We could go into what 2x means, but it seems a bit silly to do so.

And that with the understanding in bold, X added X amount of times is a legitimate expression for X^2 even when X is noninteger. The problem then in the OP's derivative is that it just gives the partial derivative of

(1) (X+X+...+X)[X amount of times]

with respect to the expression (X+X+...+X).

The OP omits the partial derivative of (1) with respect to the second expression [X amount of times]. The valid way to take the derivative of (1) is to add the two partial derivatives, which gives

(1+1+...+1)[X times] + (X+X+...+X)[1 time] = X+X = 2X


PairTheBoard

And exactly why is it it not easy to see that in a false proof one can find different points to make the wrong argument. If i allow him to create a sum which he did in OP by suggesting integer values what he called

"2 squared = 2+2

3 squared = 3+3+3

4 squared is equal to 4+4+4+4

so X squared is equal to X+X+X+...+X (X amount of times)

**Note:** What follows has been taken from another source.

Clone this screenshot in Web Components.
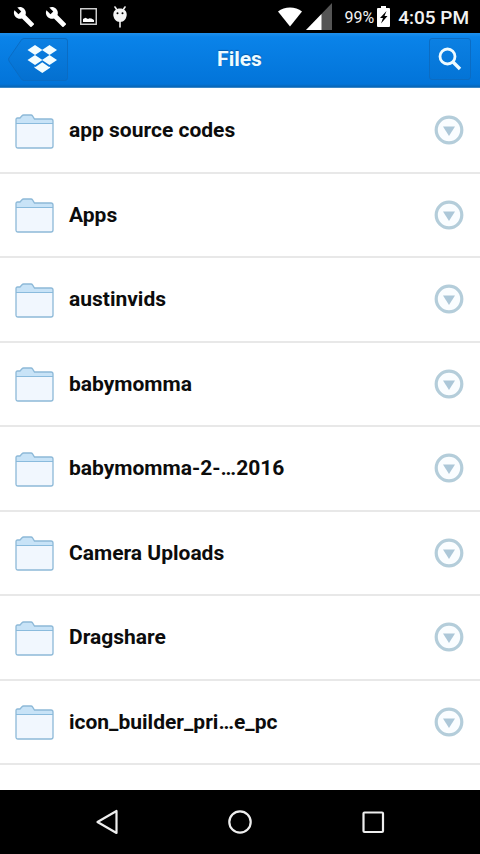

If we take the derivative "

Stop here no need for anything past that point.


This is instantly restricting to integers and derivative requires continuity. Why do we need the rest even?

The problem is not the definition of x^2 as x times x with fractional parts included and endless sequence of them in irrational cases that is ok for anything. The problem is in the writing as x+x+x....+x (notice it closes) that is not at all what x*x means if x is not an integer. He simply created a sum that leaves no room for anything other than non negative integers.

Sum (n, for k=1 to n) with n=x

You cannot define fractional sums, rational, irrational etc non natural number sums. That is the first point a mistake is made that after doing the not bad yet thing to define x^2 in integers you move to derivatives that require limits hence connected intervals.

I do not care for mistakes done after that in taking the derivative of x*x. I am already out of the discussion at the moment the concept of derivative of an index is introduced.